DATASET EXTRACT –

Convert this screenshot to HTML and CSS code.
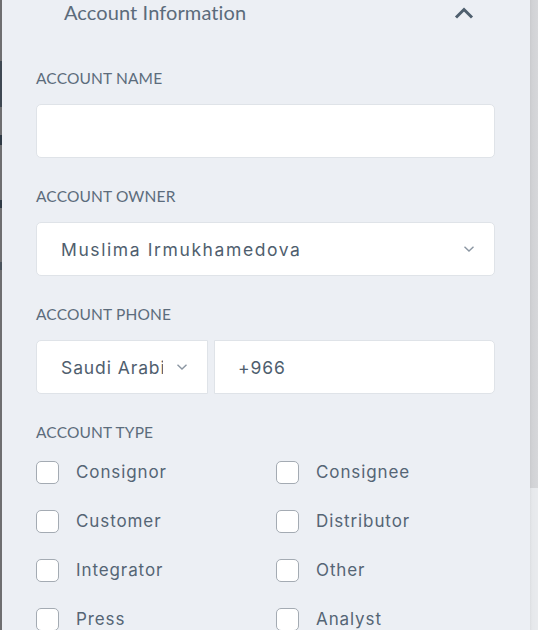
FILE: index.html
```html
<!DOCTYPE html>
<html>
<head>
<meta charset="utf-8">
<link rel="stylesheet" href="styles.css">
</head>
<body>
<div class="page">
  <div class="backdrop">
    <span class="bd-dark"></span>
    <span class="bd-glyph g1"></span>
    <span class="bd-glyph g2"></span>
    <span class="bd-glyph g3"></span>
  </div>
  <div class="panel">
    <div class="section-head">
      <span class="section-title">Account Information</span>
      <svg class="chev-up" width="20" height="14" viewBox="0 0 20 14"><path d="M2 11.5 L10 3.5 L18 11.5" fill="none" stroke="#4f5f6e" stroke-width="3"/></svg>
    </div>

    <div class="field">
      <div class="label">Account Name</div>
      <div class="box"></div>
    </div>

    <div class="field">
      <div class="label">Account Owner</div>
      <div class="box select">
        <span class="value">Muslima Irmukhamedova</span>
        <svg class="chev-down" width="12" height="8" viewBox="0 0 12 8"><path d="M1.5 1.8 L6 6 L10.5 1.8" fill="none" stroke="#8b96a2" stroke-width="1.4"/></svg>
      </div>
    </div>

    <div class="field">
      <div class="label">Account Phone</div>
      <div class="phone-row">
        <div class="box country">
          <span class="value clip">Saudi Arabia</span>
          <svg class="chev-down" width="12" height="8" viewBox="0 0 12 8"><path d="M1.5 1.8 L6 6 L10.5 1.8" fill="none" stroke="#8b96a2" stroke-width="1.4"/></svg>
        </div>
        <div class="box number">
          <span class="value">+966</span>
        </div>
      </div>
    </div>

    <div class="field">
      <div class="label">Account Type</div>
      <div class="checks">
        <div class="check"><span class="cb"></span><span class="cl">Consignor</span></div>
        <div class="check"><span class="cb"></span><span class="cl">Consignee</span></div>
        <div class="check"><span class="cb"></span><span class="cl">Customer</span></div>
        <div class="check"><span class="cb"></span><span class="cl">Distributor</span></div>
        <div class="check"><span class="cb"></span><span class="cl">Integrator</span></div>
        <div class="check"><span class="cb"></span><span class="cl">Other</span></div>
        <div class="check"><span class="cb"></span><span class="cl">Press</span></div>
        <div class="check"><span class="cb"></span><span class="cl">Analyst</span></div>
      </div>
    </div>
  </div>
  <div class="scrollbar">
    <div class="thumb"></div>
  </div>
</div>
</body>
</html>
```

FILE: styles.css
```css
* { box-sizing: border-box; }
html, body {
  margin: 0;
  padding: 0;
  width: 538px;
  height: 630px;
  overflow: hidden;
  background: #eceff4;
}
.page {
  display: flex;
  width: 538px;
  height: 630px;
}
.backdrop {
  width: 2px;
  flex: none;
  background: #6e6e70;
  position: relative;
}
.bd-dark {
  position: absolute;
  left: 0;
  top: 61px;
  width: 2px;
  height: 46px;
  background: #3e4852;
}
.bd-glyph {
  position: absolute;
  left: 0;
  width: 2px;
  background: #2f3a45;
}
.g1 { top: 135px; height: 10px; }
.g2 { top: 200px; height: 8px; }
.g3 { top: 262px; height: 8px; background: #4a535c; }
.panel {
  flex: 1;
  min-width: 0;
  padding: 0 35px 0 34px;
  background: #eceff4;
}
.section-head {
  height: 25px;
  display: flex;
  align-items: center;
  justify-content: space-between;
  padding: 0 21px 0 28px;
}
.section-title {
  font-family: Lato, "Liberation Sans", sans-serif;
  font-size: 20px;
  letter-spacing: 0.1px;
  color: #5b6b7b;
  line-height: 25px;
}
.chev-up { display: block; margin-top: 1px; }
.field { margin-top: 43px; }
.field + .field { margin-top: 28px; }
.label {
  font-family: Lato, "Liberation Sans", sans-serif;
  font-size: 15.5px;
  letter-spacing: 0.15px;
  line-height: 20px;
  text-transform: uppercase;
  color: #5c6c7c;
  margin-bottom: 16px;
}
.box {
  height: 54px;
  background: #fff;
  border: 1px solid #dfe3e8;
  border-radius: 5px;
  display: flex;
  align-items: center;
  padding-left: 24px;
}
.select { justify-content: space-between; padding-right: 19px; }
.value {
  font-family: Inter, "Noto Sans", sans-serif;
  font-size: 17.5px;
  letter-spacing: 1.6px;
  color: #4f5e6e;
  white-space: nowrap;
}
.chev-down { display: block; flex: none; }
.phone-row {
  display: flex;
  gap: 6px;
}
.country {
  width: 172px;
  flex: none;
  border-radius: 5px 0 0 5px;
  padding-right: 19px;
}
.country .clip {
  width: 107px;
  overflow: hidden;
  margin-right: 13px;
  letter-spacing: 0.9px;
}
.number {
  flex: 1;
  border-radius: 0 5px 5px 0;
  padding-left: 23px;
}
.number .value { letter-spacing: 0.9px; }
.checks {
  display: grid;
  grid-template-columns: 240px 1fr;
  row-gap: 27px;
  margin-top: 19px;
}
.check {
  display: flex;
  align-items: center;
  height: 22px;
}
.cb {
  width: 23px;
  height: 23px;
  border: 1px solid #a4abb3;
  border-radius: 5px;
  background: #fff;
  flex: none;
  margin-right: 17px;
}
.cl {
  font-family: Inter, "Noto Sans", sans-serif;
  font-size: 17px;
  letter-spacing: 0.9px;
  color: #556575;
}
.scrollbar {
  width: 8px;
  flex: none;
  background: linear-gradient(to right, #dcdee1 0, #e6e8eb 2px, #e9ebee 100%);
}
.thumb {
  height: 488px;
  background: linear-gradient(to right, #c9cacd 0, #d1d2d5 2px, #d6d7da 100%);
}
```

EXERCISE INSTRUCTIONS – Copy the data character for character, but drop all pictures from the copy.

COMPLETED TASK –
Convert this screenshot to HTML and CSS code.
FILE: index.html
```html
<!DOCTYPE html>
<html>
<head>
<meta charset="utf-8">
<link rel="stylesheet" href="styles.css">
</head>
<body>
<div class="page">
  <div class="backdrop">
    <span class="bd-dark"></span>
    <span class="bd-glyph g1"></span>
    <span class="bd-glyph g2"></span>
    <span class="bd-glyph g3"></span>
  </div>
  <div class="panel">
    <div class="section-head">
      <span class="section-title">Account Information</span>
      <svg class="chev-up" width="20" height="14" viewBox="0 0 20 14"><path d="M2 11.5 L10 3.5 L18 11.5" fill="none" stroke="#4f5f6e" stroke-width="3"/></svg>
    </div>

    <div class="field">
      <div class="label">Account Name</div>
      <div class="box"></div>
    </div>

    <div class="field">
      <div class="label">Account Owner</div>
      <div class="box select">
        <span class="value">Muslima Irmukhamedova</span>
        <svg class="chev-down" width="12" height="8" viewBox="0 0 12 8"><path d="M1.5 1.8 L6 6 L10.5 1.8" fill="none" stroke="#8b96a2" stroke-width="1.4"/></svg>
      </div>
    </div>

    <div class="field">
      <div class="label">Account Phone</div>
      <div class="phone-row">
        <div class="box country">
          <span class="value clip">Saudi Arabia</span>
          <svg class="chev-down" width="12" height="8" viewBox="0 0 12 8"><path d="M1.5 1.8 L6 6 L10.5 1.8" fill="none" stroke="#8b96a2" stroke-width="1.4"/></svg>
        </div>
        <div class="box number">
          <span class="value">+966</span>
        </div>
      </div>
    </div>

    <div class="field">
      <div class="label">Account Type</div>
      <div class="checks">
        <div class="check"><span class="cb"></span><span class="cl">Consignor</span></div>
        <div class="check"><span class="cb"></span><span class="cl">Consignee</span></div>
        <div class="check"><span class="cb"></span><span class="cl">Customer</span></div>
        <div class="check"><span class="cb"></span><span class="cl">Distributor</span></div>
        <div class="check"><span class="cb"></span><span class="cl">Integrator</span></div>
        <div class="check"><span class="cb"></span><span class="cl">Other</span></div>
        <div class="check"><span class="cb"></span><span class="cl">Press</span></div>
        <div class="check"><span class="cb"></span><span class="cl">Analyst</span></div>
      </div>
    </div>
  </div>
  <div class="scrollbar">
    <div class="thumb"></div>
  </div>
</div>
</body>
</html>
```

FILE: styles.css
```css
* { box-sizing: border-box; }
html, body {
  margin: 0;
  padding: 0;
  width: 538px;
  height: 630px;
  overflow: hidden;
  background: #eceff4;
}
.page {
  display: flex;
  width: 538px;
  height: 630px;
}
.backdrop {
  width: 2px;
  flex: none;
  background: #6e6e70;
  position: relative;
}
.bd-dark {
  position: absolute;
  left: 0;
  top: 61px;
  width: 2px;
  height: 46px;
  background: #3e4852;
}
.bd-glyph {
  position: absolute;
  left: 0;
  width: 2px;
  background: #2f3a45;
}
.g1 { top: 135px; height: 10px; }
.g2 { top: 200px; height: 8px; }
.g3 { top: 262px; height: 8px; background: #4a535c; }
.panel {
  flex: 1;
  min-width: 0;
  padding: 0 35px 0 34px;
  background: #eceff4;
}
.section-head {
  height: 25px;
  display: flex;
  align-items: center;
  justify-content: space-between;
  padding: 0 21px 0 28px;
}
.section-title {
  font-family: Lato, "Liberation Sans", sans-serif;
  font-size: 20px;
  letter-spacing: 0.1px;
  color: #5b6b7b;
  line-height: 25px;
}
.chev-up { display: block; margin-top: 1px; }
.field { margin-top: 43px; }
.field + .field { margin-top: 28px; }
.label {
  font-family: Lato, "Liberation Sans", sans-serif;
  font-size: 15.5px;
  letter-spacing: 0.15px;
  line-height: 20px;
  text-transform: uppercase;
  color: #5c6c7c;
  margin-bottom: 16px;
}
.box {
  height: 54px;
  background: #fff;
  border: 1px solid #dfe3e8;
  border-radius: 5px;
  display: flex;
  align-items: center;
  padding-left: 24px;
}
.select { justify-content: space-between; padding-right: 19px; }
.value {
  font-family: Inter, "Noto Sans", sans-serif;
  font-size: 17.5px;
  letter-spacing: 1.6px;
  color: #4f5e6e;
  white-space: nowrap;
}
.chev-down { display: block; flex: none; }
.phone-row {
  display: flex;
  gap: 6px;
}
.country {
  width: 172px;
  flex: none;
  border-radius: 5px 0 0 5px;
  padding-right: 19px;
}
.country .clip {
  width: 107px;
  overflow: hidden;
  margin-right: 13px;
  letter-spacing: 0.9px;
}
.number {
  flex: 1;
  border-radius: 0 5px 5px 0;
  padding-left: 23px;
}
.number .value { letter-spacing: 0.9px; }
.checks {
  display: grid;
  grid-template-columns: 240px 1fr;
  row-gap: 27px;
  margin-top: 19px;
}
.check {
  display: flex;
  align-items: center;
  height: 22px;
}
.cb {
  width: 23px;
  height: 23px;
  border: 1px solid #a4abb3;
  border-radius: 5px;
  background: #fff;
  flex: none;
  margin-right: 17px;
}
.cl {
  font-family: Inter, "Noto Sans", sans-serif;
  font-size: 17px;
  letter-spacing: 0.9px;
  color: #556575;
}
.scrollbar {
  width: 8px;
  flex: none;
  background: linear-gradient(to right, #dcdee1 0, #e6e8eb 2px, #e9ebee 100%);
}
.thumb {
  height: 488px;
  background: linear-gradient(to right, #c9cacd 0, #d1d2d5 2px, #d6d7da 100%);
}
```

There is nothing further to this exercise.